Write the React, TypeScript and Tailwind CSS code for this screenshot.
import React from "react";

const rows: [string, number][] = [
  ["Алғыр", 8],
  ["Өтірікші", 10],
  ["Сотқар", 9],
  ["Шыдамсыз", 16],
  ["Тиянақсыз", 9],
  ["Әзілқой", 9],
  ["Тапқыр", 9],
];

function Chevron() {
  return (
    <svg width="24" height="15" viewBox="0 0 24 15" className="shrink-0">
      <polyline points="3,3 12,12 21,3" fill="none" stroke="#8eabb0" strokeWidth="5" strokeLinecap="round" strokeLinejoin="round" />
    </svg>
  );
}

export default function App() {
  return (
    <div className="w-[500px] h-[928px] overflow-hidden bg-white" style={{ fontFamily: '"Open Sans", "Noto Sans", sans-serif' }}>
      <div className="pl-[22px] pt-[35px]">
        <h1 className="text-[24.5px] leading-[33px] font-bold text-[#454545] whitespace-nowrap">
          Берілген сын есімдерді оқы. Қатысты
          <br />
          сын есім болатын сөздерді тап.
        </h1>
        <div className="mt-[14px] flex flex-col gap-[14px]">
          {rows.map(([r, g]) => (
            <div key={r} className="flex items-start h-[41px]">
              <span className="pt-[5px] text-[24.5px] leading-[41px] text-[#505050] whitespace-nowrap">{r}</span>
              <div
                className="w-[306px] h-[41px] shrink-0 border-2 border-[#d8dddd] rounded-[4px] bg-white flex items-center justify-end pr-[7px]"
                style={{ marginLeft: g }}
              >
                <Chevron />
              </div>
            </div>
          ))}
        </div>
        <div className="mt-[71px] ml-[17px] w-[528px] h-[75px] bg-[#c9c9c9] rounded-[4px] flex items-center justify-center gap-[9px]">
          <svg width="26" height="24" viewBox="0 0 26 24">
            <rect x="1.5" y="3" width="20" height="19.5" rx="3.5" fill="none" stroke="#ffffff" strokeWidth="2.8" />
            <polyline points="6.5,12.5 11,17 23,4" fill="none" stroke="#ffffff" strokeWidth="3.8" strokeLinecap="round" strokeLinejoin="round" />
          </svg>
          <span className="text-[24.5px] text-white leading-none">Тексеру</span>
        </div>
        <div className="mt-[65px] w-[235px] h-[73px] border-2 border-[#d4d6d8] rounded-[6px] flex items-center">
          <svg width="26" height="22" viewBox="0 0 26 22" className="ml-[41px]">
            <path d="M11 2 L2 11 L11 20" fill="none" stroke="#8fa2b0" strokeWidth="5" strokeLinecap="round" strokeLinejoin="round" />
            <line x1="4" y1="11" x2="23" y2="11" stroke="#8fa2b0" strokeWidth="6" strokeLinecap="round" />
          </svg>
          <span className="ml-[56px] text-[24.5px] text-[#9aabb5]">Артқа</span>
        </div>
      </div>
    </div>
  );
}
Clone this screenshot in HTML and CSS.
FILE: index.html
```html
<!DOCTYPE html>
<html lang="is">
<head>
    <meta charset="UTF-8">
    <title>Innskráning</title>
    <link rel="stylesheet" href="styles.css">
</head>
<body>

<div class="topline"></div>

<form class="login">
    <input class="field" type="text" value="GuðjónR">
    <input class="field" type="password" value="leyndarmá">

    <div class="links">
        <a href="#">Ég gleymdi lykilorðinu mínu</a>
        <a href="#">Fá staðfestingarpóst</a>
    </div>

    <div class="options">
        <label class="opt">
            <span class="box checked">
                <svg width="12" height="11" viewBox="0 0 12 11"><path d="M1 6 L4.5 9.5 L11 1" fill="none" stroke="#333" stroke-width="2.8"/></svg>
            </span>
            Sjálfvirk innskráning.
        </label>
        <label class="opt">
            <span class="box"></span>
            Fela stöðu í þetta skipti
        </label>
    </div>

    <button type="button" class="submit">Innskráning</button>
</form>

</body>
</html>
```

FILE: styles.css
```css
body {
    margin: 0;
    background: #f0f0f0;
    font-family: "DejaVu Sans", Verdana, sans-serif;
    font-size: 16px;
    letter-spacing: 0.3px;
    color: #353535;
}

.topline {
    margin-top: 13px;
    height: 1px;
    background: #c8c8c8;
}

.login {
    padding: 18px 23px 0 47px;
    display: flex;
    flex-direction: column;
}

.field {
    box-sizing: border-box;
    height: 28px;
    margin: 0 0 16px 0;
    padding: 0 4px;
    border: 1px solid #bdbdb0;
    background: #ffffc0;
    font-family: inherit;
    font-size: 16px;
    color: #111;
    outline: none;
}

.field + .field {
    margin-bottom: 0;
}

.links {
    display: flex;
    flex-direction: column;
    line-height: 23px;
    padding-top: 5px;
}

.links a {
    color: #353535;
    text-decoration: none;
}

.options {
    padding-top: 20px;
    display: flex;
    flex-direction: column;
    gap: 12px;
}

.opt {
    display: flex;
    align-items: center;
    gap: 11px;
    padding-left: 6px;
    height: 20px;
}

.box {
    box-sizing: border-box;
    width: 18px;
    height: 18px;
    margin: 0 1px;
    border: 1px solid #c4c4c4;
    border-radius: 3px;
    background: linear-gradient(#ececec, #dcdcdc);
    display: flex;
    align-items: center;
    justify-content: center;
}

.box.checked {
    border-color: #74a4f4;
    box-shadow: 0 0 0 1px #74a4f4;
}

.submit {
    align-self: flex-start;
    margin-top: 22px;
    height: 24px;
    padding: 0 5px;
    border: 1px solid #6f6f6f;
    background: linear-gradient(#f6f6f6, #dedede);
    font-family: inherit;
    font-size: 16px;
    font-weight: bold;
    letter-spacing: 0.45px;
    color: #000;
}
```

---+---

§ PROBLEM TO SOLVE
Write out the records exactly, starting at the first line and stopping after the line that contains "import React from".

§ ANSWER FOR THIS EXERCISE
Write the React, TypeScript and Tailwind CSS code for this screenshot.
import React from "react";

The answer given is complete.